▸ WRITTEN EXERCISE
Sift the material for lines containing "that", and return them.

▸ AVAILABLE DATA
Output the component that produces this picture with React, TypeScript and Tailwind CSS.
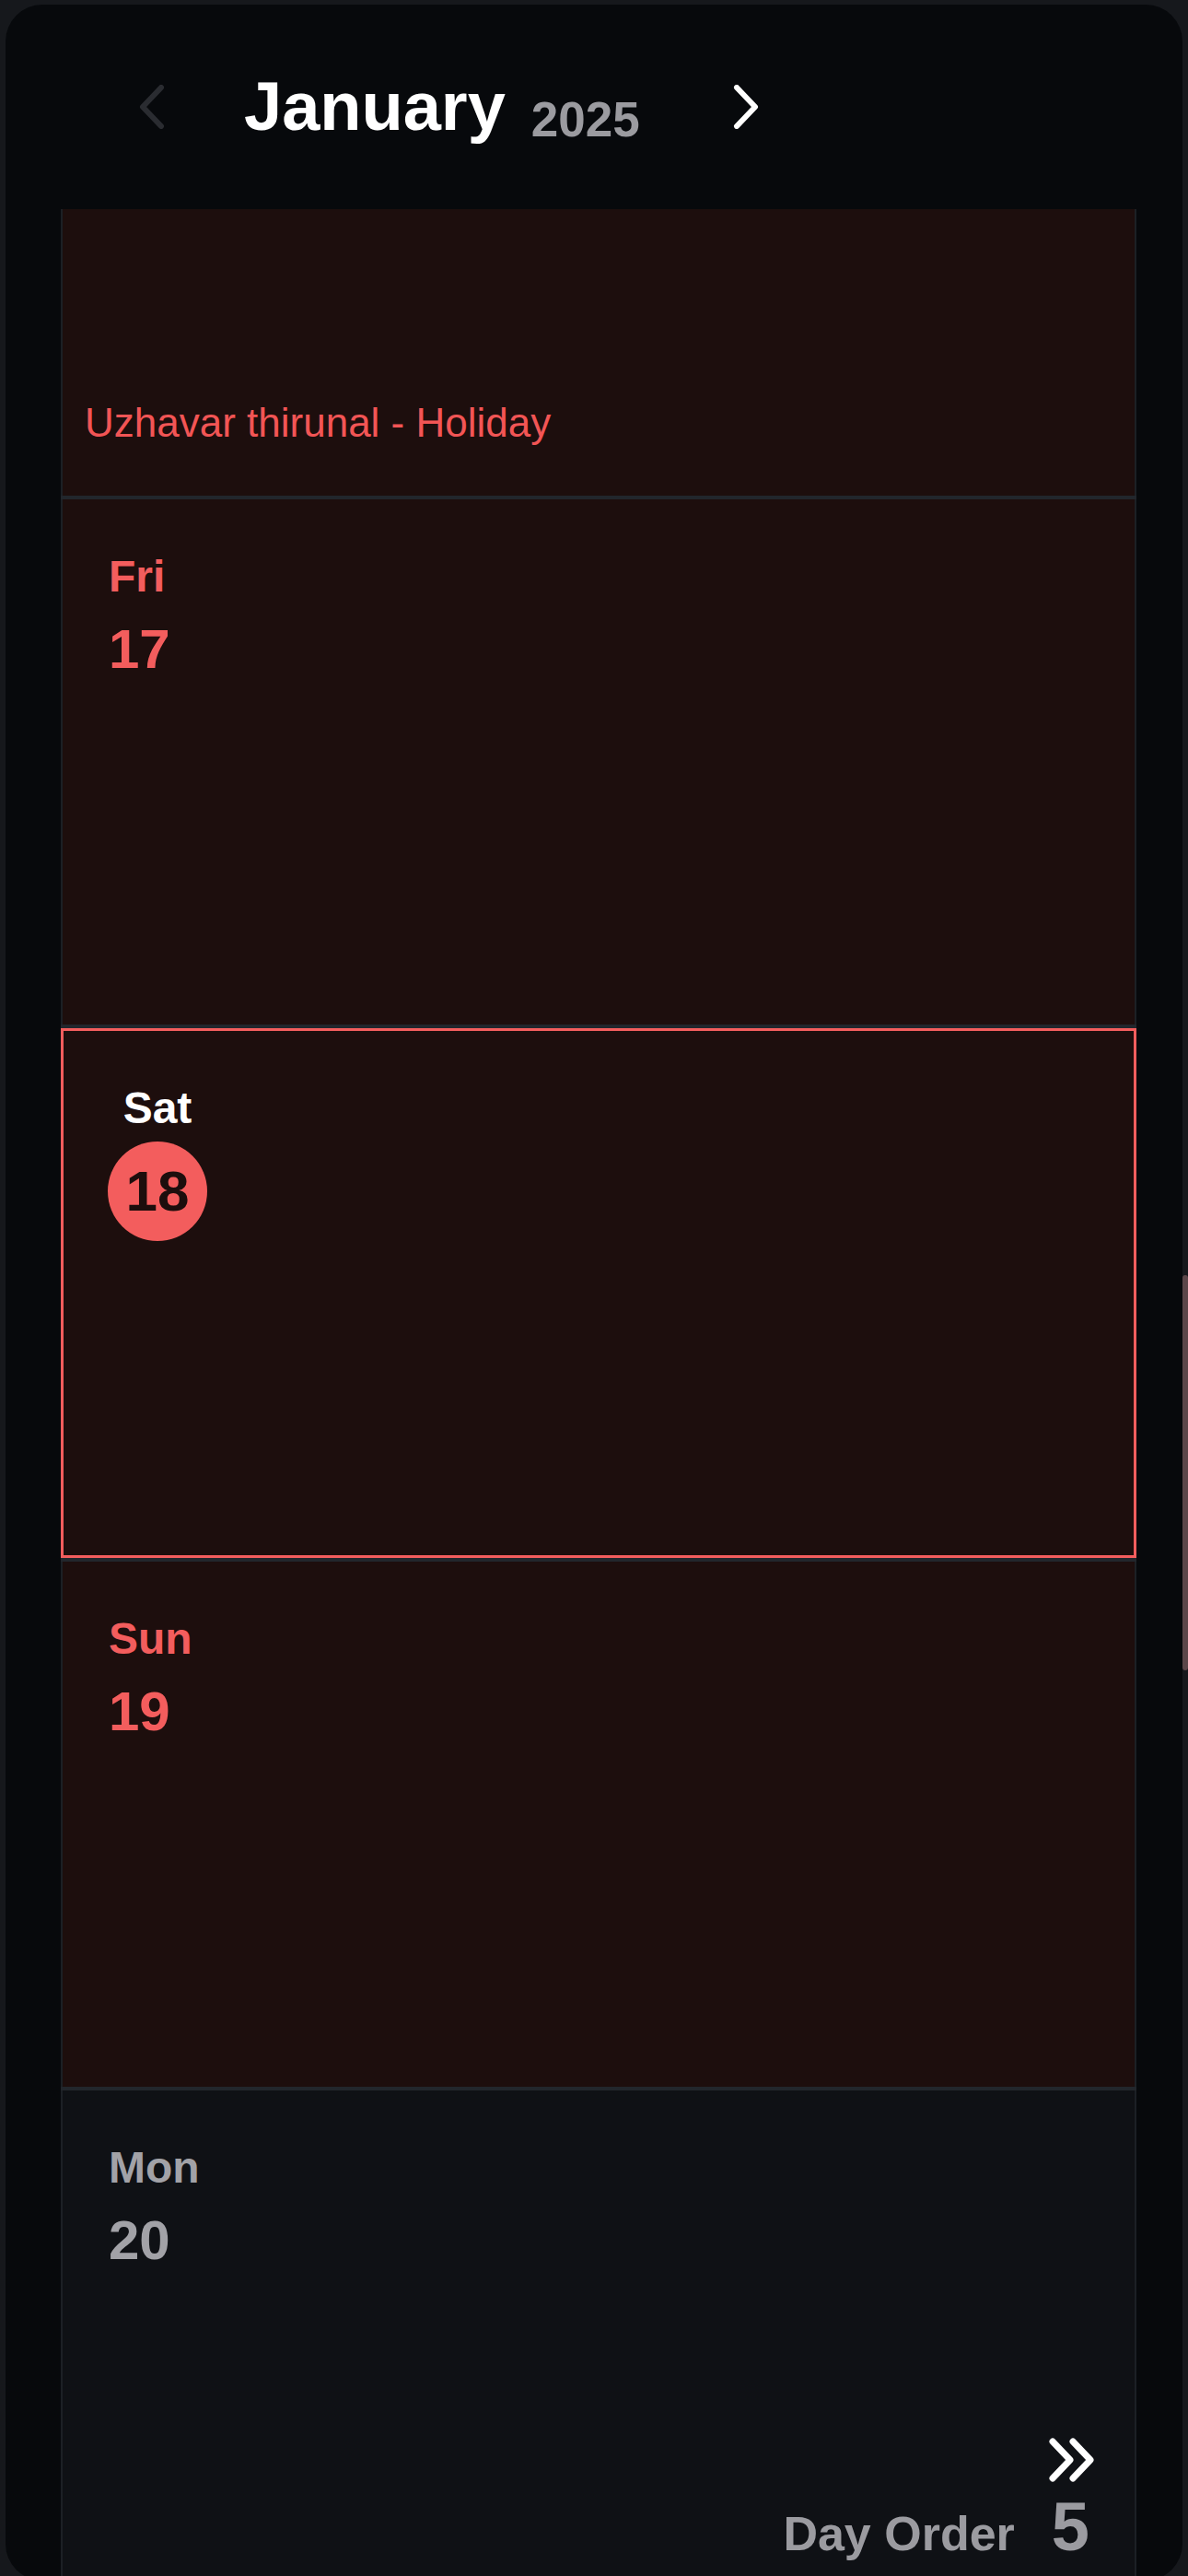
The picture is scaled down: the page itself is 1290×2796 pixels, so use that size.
import React from "react";

const font = { fontFamily: '"Liberation Sans", Arial, sans-serif' };

function Chevron(props: { dir: "left" | "right"; color: string }) {
  const pts = props.dir === "left" ? "25,3 5,24 25,45" : "5,3 25,24 5,45";
  return (
    <svg width="30" height="48" viewBox="0 0 30 48" fill="none">
      <polyline points={pts} stroke={props.color} strokeWidth="6" strokeLinecap="round" strokeLinejoin="round" />
    </svg>
  );
}

function DoubleChevron() {
  return (
    <svg width="50" height="48" viewBox="0 0 50 48" fill="none">
      <polyline points="4,4 23,24 4,44" stroke="#ffffff" strokeWidth="7" strokeLinecap="round" strokeLinejoin="round" />
      <polyline points="26,4 45,24 26,44" stroke="#ffffff" strokeWidth="7" strokeLinecap="round" strokeLinejoin="round" />
    </svg>
  );
}

function DayCard(props: { day: string; date: number }) {
  return (
    <div className="h-[570px] bg-[#1d0e0d] border-x-2 border-[#1c2025] pl-[50px] pt-[60px]">
      <div className="text-[48px] leading-none font-semibold text-[#f35d5d]">{props.day}</div>
      <div className="mt-[25px] text-[60px] leading-none font-bold text-[#f35d5d]">{props.date}</div>
    </div>
  );
}

export default function App() {
  return (
    <div className="h-[2796px] overflow-hidden bg-[#16181c] pt-[5px] px-[6px]" style={font}>
      <div className="relative h-[2796px] rounded-[40px] bg-[#07090c]">
        {/* month header */}
        <div className="flex h-[222px] items-center pl-[144px]">
          <Chevron dir="left" color="#2a2c31" />
          <div className="ml-[85px] flex items-baseline gap-[28px]">
            <span className="text-[74px] leading-none font-bold text-white">January</span>
            <span className="translate-y-[7px] text-[53px] leading-none font-semibold text-[#9b9ba0]">2025</span>
          </div>
          <div className="ml-[100px]">
            <Chevron dir="right" color="#ffffff" />
          </div>
        </div>

        {/* day list */}
        <div className="ml-[60px] w-[1168px] flex flex-col gap-[4px] bg-[#22262c]">
          <div className="h-[311px] bg-[#1d0e0d] border-x-2 border-[#1c2025] flex flex-col justify-end pl-[24px] pb-[57px]">
            <div className="text-[44px] leading-none text-[#f25555]">Uzhavar thirunal - Holiday</div>
          </div>

          <DayCard day="Fri" date={17} />

          <div className="h-[575px] bg-[#1d0e0d] border-[3px] border-[#f35d5d] pl-[48px] pt-[60px]">
            <div className="flex w-[108px] flex-col items-center">
              <div className="text-[48px] leading-none font-semibold text-white">Sat</div>
              <div className="mt-[12px] flex h-[108px] w-[108px] items-center justify-center rounded-full bg-[#f35d5d]">
                <span className="text-[62px] leading-none font-bold text-[#1d0e0d]">18</span>
              </div>
            </div>
          </div>

          <DayCard day="Sun" date={19} />

          <div className="h-[570px] bg-[#0f1115] border-x-2 border-[#1c2025] pl-[50px] pr-[49px] pt-[60px] pb-[59px] flex flex-col">
            <div className="text-[48px] leading-none font-semibold text-[#a2a2a7]">Mon</div>
            <div className="mt-[25px] text-[60px] leading-none font-bold text-[#a2a2a7]">20</div>
            <div className="mt-auto flex flex-col items-end">
              <div className="mr-[-6px]">
                <DoubleChevron />
              </div>
              <div className="mt-[12px] flex items-baseline gap-[40px]">
                <span className="text-[52px] leading-none font-bold text-[#9b9ba0]">Day Order</span>
                <span className="text-[74px] leading-none font-bold text-[#9b9ba0]">5</span>
              </div>
            </div>
          </div>
        </div>

        <div className="absolute right-[-6px] top-[1379px] h-[429px] w-[6px] rounded-full bg-[#5b4649]" />
      </div>
    </div>
  );
}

▸ RESPONSE TO THE EXERCISE
Output the component that produces this picture with React, TypeScript and Tailwind CSS.
The picture is scaled down: the page itself is 1290×2796 pixels, so use that size.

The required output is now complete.